Set exercise
From the entries that follow, list every line in which the string "this" appears.

Given data

-------

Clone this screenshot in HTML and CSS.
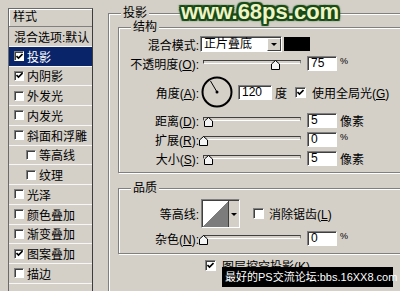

-------

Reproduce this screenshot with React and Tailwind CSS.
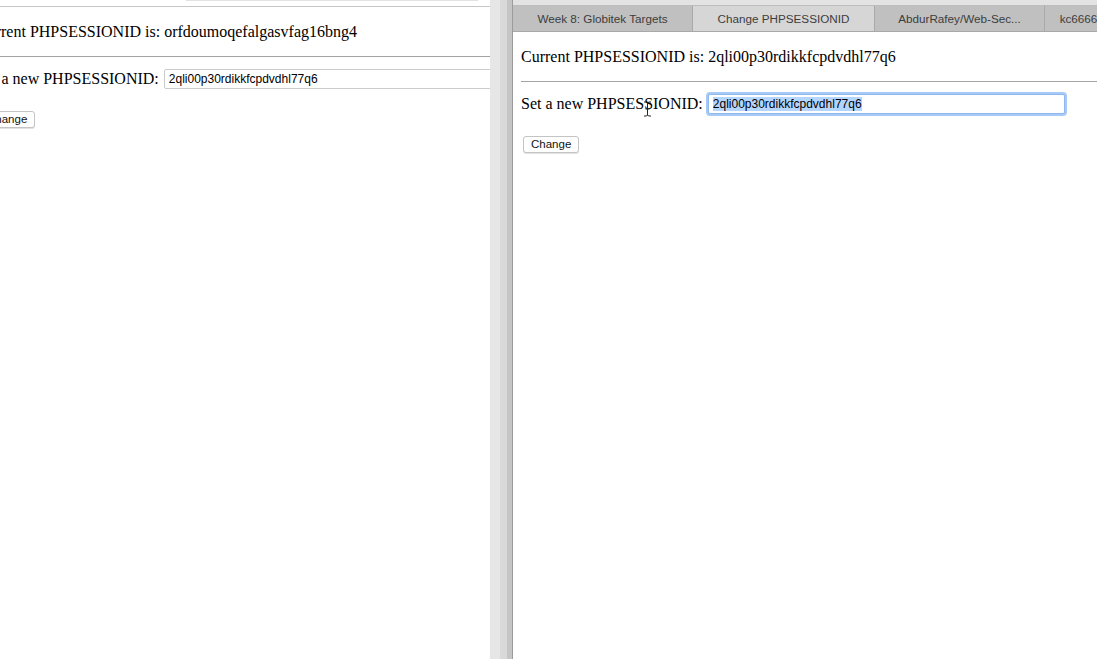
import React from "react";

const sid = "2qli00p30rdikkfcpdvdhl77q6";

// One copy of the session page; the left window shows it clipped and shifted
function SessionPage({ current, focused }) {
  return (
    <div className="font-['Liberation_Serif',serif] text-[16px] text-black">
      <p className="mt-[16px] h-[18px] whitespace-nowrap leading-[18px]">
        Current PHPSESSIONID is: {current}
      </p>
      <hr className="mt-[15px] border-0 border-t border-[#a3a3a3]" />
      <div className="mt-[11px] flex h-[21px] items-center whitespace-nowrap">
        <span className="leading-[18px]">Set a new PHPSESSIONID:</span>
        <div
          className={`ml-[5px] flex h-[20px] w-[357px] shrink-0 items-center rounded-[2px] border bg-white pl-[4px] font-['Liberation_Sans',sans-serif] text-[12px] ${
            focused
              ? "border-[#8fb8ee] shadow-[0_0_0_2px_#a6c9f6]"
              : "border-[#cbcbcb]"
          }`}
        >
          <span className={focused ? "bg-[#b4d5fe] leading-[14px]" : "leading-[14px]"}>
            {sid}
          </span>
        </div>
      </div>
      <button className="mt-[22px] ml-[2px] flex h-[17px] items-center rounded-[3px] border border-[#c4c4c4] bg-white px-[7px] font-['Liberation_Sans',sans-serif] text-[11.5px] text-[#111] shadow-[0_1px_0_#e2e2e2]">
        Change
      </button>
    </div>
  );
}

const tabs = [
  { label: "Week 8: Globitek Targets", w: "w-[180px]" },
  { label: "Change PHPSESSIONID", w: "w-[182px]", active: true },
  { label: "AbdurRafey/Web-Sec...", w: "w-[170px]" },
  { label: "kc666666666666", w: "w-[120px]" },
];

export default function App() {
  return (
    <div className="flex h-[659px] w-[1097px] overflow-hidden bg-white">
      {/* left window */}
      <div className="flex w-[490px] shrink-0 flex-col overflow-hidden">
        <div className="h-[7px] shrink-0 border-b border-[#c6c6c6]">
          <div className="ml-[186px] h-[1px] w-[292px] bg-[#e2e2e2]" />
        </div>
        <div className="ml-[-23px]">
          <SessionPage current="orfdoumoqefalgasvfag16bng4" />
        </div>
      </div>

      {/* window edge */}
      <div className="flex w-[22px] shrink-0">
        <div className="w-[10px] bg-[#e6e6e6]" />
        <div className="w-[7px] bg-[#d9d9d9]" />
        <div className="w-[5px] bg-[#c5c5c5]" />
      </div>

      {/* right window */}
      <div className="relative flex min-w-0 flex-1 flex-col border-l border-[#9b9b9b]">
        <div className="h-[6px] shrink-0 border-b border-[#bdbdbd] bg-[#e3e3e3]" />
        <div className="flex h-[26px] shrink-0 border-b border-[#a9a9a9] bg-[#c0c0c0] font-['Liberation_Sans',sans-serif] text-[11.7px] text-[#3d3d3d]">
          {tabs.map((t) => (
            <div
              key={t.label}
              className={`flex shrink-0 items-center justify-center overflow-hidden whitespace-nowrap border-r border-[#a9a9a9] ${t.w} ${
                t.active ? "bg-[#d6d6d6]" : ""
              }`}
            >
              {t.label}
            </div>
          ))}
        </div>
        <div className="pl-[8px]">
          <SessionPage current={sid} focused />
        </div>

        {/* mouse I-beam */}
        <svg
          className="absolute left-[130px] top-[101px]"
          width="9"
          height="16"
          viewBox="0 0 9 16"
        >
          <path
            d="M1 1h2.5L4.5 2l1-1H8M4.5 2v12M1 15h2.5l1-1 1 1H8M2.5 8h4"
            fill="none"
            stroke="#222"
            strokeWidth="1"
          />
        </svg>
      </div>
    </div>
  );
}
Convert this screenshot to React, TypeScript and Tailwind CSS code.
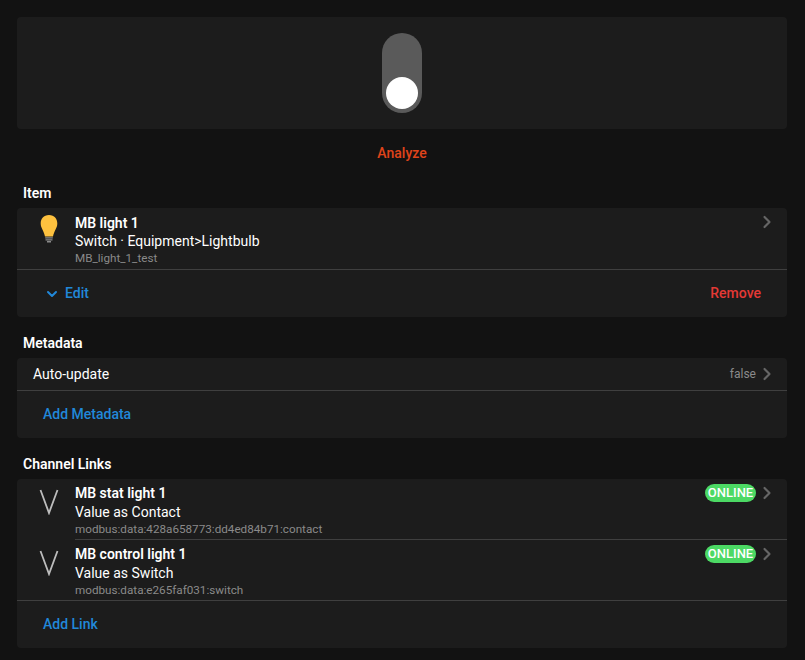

-------

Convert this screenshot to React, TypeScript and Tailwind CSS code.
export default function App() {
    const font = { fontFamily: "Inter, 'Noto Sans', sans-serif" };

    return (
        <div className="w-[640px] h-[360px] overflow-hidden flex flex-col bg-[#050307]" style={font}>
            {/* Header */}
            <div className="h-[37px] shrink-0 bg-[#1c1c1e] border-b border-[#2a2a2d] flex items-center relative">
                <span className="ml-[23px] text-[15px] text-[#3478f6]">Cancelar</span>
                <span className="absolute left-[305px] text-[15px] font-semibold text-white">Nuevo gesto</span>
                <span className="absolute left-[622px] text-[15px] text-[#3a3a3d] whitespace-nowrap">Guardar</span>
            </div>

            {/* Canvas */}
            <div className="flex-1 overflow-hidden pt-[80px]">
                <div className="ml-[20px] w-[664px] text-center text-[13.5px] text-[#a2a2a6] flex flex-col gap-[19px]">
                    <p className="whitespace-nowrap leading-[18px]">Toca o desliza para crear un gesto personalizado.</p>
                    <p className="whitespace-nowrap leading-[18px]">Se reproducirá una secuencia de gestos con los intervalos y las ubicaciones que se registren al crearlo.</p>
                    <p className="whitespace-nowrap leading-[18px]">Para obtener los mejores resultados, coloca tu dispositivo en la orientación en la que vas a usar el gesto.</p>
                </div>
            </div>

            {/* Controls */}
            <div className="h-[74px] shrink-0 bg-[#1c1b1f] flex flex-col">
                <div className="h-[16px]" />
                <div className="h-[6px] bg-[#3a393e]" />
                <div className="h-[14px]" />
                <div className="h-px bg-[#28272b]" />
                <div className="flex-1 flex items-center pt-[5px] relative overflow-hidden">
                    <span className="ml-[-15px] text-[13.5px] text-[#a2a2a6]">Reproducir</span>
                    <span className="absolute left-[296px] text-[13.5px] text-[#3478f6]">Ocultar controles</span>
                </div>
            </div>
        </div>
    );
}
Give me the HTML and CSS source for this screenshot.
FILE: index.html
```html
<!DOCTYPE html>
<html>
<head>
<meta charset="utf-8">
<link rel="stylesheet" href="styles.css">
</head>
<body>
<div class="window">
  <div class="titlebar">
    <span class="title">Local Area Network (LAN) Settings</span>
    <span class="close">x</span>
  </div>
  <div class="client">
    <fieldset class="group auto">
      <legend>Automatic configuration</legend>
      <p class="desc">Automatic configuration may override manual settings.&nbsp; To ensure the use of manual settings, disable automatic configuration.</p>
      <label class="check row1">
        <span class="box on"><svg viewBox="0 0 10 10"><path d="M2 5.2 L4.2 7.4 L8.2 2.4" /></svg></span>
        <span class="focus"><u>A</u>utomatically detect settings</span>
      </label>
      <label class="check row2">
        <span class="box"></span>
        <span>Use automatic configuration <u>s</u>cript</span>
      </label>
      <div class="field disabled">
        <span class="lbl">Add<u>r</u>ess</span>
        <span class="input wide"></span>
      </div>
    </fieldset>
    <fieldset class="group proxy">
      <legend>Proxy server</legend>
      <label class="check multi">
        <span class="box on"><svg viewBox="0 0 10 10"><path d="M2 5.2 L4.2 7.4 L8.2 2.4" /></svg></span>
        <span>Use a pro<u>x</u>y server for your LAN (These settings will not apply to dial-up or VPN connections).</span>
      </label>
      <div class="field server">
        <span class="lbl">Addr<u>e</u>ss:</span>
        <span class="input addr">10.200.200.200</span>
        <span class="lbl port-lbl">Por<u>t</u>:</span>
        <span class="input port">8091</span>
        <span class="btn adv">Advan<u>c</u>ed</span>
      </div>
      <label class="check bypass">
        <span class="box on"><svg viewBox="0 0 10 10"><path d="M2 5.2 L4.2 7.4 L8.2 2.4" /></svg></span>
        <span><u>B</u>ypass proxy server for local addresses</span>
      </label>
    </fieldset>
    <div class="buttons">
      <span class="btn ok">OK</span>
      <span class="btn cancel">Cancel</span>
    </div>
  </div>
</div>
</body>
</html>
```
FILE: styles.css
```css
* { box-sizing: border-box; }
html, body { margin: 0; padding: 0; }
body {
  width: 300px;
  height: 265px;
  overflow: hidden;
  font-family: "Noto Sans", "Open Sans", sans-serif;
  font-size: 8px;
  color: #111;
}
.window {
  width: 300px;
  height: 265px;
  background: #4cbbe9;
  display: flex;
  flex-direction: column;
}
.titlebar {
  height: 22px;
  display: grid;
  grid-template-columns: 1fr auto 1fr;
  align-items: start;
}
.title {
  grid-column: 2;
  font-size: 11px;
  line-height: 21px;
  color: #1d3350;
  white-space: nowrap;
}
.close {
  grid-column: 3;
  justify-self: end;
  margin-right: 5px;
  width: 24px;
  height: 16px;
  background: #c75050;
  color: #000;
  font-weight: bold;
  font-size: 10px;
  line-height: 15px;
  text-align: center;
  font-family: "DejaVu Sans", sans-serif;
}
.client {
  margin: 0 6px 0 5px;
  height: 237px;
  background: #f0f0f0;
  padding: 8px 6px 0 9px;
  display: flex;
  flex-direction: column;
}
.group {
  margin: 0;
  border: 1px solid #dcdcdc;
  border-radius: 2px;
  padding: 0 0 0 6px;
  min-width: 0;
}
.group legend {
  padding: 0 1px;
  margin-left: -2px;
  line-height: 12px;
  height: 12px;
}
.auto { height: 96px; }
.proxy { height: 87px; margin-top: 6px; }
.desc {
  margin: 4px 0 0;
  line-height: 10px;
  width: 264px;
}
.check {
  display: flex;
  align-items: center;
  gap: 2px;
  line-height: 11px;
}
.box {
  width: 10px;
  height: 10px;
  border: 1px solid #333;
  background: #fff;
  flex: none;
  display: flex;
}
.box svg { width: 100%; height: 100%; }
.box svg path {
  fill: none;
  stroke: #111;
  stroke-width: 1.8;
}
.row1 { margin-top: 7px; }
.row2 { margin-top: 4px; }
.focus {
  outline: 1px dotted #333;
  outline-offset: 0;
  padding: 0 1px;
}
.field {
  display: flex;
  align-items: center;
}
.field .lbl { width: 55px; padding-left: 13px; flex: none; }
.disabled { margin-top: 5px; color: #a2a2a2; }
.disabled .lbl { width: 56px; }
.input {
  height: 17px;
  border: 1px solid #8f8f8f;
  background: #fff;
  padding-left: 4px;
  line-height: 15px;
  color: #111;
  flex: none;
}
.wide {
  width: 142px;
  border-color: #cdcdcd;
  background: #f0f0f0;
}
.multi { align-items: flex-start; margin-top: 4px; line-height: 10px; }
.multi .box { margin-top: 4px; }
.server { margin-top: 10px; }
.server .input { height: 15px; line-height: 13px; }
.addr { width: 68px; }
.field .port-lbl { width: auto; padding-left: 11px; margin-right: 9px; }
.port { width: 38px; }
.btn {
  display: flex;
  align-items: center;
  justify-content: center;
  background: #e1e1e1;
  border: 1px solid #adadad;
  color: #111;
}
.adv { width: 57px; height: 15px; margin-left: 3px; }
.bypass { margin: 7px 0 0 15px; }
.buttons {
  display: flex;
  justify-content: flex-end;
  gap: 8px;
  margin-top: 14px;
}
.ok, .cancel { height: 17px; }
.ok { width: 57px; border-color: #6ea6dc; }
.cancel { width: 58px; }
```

-------

Answer to the exercise
Clone this screenshot in HTML and CSS.
Reproduce this screenshot with React and Tailwind CSS.
Convert this screenshot to React, TypeScript and Tailwind CSS code.
Convert this screenshot to React, TypeScript and Tailwind CSS code.
Give me the HTML and CSS source for this screenshot.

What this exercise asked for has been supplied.